■ **Brief**:
Search the data below for the word "with" and copy each line that holds it.

■ **Material**:

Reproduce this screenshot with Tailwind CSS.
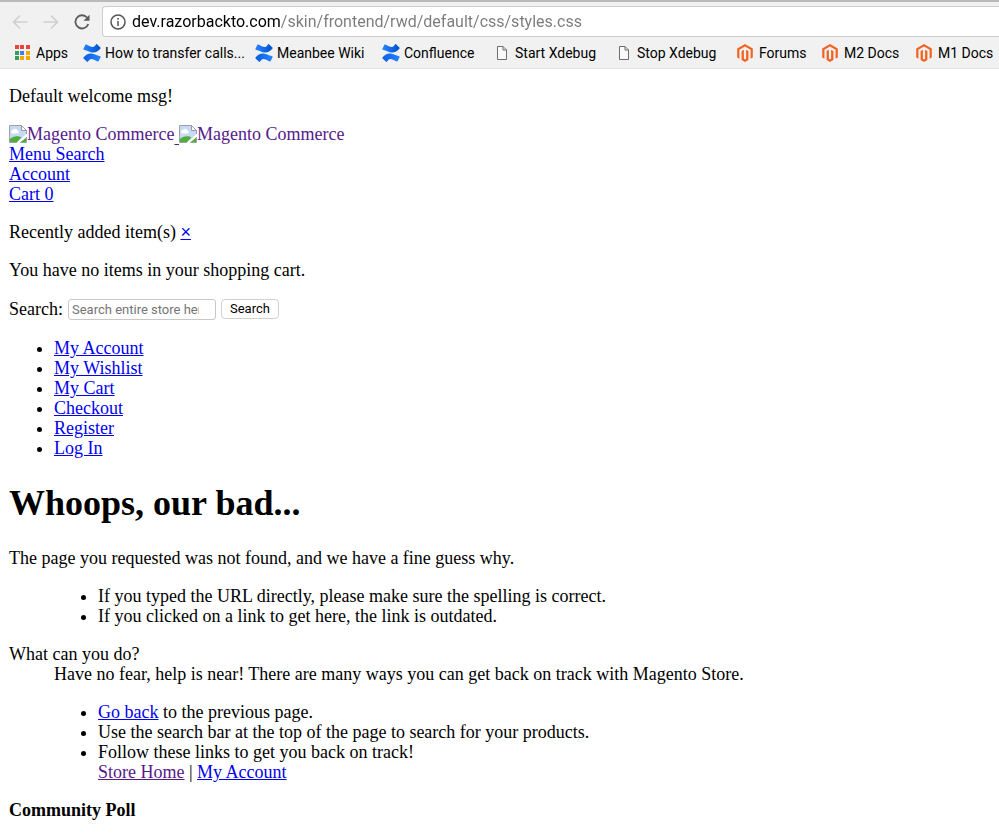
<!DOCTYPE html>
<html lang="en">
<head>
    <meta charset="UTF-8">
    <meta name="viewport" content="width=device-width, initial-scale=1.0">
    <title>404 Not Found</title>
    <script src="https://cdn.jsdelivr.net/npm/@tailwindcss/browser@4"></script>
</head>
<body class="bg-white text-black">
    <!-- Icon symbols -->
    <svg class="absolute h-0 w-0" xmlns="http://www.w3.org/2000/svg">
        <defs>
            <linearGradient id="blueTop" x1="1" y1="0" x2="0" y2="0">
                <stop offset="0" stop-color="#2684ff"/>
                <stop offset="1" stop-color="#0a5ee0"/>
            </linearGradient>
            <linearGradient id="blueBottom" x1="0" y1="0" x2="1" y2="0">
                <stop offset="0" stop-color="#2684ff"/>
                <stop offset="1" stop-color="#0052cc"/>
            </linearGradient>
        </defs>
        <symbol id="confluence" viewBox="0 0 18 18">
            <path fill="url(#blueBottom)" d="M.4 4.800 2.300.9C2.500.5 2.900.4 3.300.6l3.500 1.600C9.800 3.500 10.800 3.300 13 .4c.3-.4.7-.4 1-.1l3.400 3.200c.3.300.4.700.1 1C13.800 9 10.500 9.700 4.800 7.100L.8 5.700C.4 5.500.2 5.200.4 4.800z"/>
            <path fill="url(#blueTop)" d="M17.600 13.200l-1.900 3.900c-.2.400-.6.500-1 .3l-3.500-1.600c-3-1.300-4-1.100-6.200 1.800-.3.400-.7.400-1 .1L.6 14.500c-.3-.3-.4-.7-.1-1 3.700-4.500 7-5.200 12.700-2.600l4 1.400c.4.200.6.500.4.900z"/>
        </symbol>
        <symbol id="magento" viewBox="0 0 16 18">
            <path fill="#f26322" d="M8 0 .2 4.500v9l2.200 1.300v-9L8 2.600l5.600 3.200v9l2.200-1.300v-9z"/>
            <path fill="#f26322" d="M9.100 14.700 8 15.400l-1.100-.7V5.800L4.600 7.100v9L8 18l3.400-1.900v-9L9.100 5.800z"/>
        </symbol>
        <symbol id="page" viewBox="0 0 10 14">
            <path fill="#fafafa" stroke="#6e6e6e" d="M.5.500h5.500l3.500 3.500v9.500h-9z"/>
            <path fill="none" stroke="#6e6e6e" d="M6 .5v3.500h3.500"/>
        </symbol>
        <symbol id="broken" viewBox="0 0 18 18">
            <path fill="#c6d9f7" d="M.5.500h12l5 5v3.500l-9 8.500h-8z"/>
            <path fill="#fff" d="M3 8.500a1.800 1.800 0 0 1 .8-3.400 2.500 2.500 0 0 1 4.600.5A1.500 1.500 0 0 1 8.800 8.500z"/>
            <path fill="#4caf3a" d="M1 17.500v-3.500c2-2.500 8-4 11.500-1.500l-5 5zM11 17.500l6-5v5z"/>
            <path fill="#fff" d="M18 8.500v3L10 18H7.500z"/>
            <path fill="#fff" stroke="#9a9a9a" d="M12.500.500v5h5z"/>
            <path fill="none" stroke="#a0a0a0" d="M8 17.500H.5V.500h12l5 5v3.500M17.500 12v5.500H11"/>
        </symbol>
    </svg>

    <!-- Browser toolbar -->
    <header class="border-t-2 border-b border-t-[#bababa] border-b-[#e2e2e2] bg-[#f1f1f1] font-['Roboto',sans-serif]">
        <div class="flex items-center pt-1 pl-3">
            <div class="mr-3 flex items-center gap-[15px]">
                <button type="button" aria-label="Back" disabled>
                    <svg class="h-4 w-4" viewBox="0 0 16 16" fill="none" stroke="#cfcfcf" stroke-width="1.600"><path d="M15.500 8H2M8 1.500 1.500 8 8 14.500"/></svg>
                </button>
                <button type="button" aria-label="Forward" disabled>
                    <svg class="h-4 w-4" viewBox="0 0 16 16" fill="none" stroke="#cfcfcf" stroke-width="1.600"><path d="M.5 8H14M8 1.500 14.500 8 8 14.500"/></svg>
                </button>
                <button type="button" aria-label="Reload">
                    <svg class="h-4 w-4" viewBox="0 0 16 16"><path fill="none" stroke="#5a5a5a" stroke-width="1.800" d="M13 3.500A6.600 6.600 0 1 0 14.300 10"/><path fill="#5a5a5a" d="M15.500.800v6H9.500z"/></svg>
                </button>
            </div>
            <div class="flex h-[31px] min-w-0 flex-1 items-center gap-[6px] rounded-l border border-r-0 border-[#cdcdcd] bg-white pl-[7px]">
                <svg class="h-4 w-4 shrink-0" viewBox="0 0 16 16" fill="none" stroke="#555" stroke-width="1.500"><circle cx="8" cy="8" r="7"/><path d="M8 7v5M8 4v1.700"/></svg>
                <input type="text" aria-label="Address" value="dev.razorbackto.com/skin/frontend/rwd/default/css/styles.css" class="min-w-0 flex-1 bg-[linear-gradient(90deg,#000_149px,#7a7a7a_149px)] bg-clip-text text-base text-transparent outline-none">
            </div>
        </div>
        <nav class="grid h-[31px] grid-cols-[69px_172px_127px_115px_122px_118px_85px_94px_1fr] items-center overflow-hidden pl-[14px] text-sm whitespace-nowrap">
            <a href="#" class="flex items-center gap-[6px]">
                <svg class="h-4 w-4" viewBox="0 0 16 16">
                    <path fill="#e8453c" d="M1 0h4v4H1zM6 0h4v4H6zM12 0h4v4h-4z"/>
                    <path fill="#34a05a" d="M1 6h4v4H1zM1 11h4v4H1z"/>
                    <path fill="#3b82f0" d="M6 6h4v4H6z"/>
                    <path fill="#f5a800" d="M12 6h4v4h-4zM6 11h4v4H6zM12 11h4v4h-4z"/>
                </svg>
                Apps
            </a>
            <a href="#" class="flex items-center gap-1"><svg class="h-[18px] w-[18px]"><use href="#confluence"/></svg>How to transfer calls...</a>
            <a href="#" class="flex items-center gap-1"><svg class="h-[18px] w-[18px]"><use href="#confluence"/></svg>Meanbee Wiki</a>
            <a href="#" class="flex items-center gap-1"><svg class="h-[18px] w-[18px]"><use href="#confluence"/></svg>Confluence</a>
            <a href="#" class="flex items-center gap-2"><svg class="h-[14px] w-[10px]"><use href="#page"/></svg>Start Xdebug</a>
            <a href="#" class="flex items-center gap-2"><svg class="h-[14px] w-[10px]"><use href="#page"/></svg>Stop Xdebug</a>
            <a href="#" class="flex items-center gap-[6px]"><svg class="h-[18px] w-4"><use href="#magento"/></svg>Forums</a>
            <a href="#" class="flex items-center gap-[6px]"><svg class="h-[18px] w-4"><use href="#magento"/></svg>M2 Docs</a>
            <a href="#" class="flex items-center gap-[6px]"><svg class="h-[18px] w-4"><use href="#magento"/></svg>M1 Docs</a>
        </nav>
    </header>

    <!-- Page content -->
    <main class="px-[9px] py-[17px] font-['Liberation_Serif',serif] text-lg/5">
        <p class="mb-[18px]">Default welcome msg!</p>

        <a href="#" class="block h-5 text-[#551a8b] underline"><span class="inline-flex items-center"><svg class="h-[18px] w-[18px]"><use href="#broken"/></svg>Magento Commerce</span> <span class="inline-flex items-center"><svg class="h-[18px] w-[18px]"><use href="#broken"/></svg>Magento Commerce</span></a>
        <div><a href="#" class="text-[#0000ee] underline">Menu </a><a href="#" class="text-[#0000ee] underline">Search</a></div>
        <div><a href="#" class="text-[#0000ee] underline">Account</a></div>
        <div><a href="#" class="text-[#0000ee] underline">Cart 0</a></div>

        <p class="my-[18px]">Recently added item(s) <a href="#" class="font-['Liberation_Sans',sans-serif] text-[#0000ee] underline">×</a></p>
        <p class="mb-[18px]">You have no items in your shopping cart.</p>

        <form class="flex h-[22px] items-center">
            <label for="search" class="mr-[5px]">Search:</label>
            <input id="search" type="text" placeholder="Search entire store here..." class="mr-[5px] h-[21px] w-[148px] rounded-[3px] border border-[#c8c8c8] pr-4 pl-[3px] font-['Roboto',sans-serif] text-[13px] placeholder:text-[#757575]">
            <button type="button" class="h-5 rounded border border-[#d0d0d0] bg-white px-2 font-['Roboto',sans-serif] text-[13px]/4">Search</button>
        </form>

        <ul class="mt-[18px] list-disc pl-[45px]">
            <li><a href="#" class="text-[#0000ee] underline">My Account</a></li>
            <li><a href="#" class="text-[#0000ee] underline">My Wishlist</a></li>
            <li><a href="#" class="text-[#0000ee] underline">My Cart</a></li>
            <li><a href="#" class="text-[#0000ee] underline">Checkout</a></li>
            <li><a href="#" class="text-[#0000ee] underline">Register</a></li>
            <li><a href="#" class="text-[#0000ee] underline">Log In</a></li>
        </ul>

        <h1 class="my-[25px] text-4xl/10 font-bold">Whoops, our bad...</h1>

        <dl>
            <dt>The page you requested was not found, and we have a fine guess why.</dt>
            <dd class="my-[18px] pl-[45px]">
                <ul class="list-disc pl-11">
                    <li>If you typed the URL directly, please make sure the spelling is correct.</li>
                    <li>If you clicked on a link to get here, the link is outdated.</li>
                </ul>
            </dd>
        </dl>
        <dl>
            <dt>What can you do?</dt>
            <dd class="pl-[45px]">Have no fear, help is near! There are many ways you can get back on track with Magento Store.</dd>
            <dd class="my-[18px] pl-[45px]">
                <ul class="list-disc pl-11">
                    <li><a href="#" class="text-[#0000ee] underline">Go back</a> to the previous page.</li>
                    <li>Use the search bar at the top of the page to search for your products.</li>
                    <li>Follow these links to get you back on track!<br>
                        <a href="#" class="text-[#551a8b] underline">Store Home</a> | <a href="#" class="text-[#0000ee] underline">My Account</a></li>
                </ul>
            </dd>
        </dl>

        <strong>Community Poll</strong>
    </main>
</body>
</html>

■ **Answer to the problem**:
Reproduce this screenshot with Tailwind CSS.
            <dd class="pl-[45px]">Have no fear, help is near! There are many ways you can get back on track with Magento Store.</dd>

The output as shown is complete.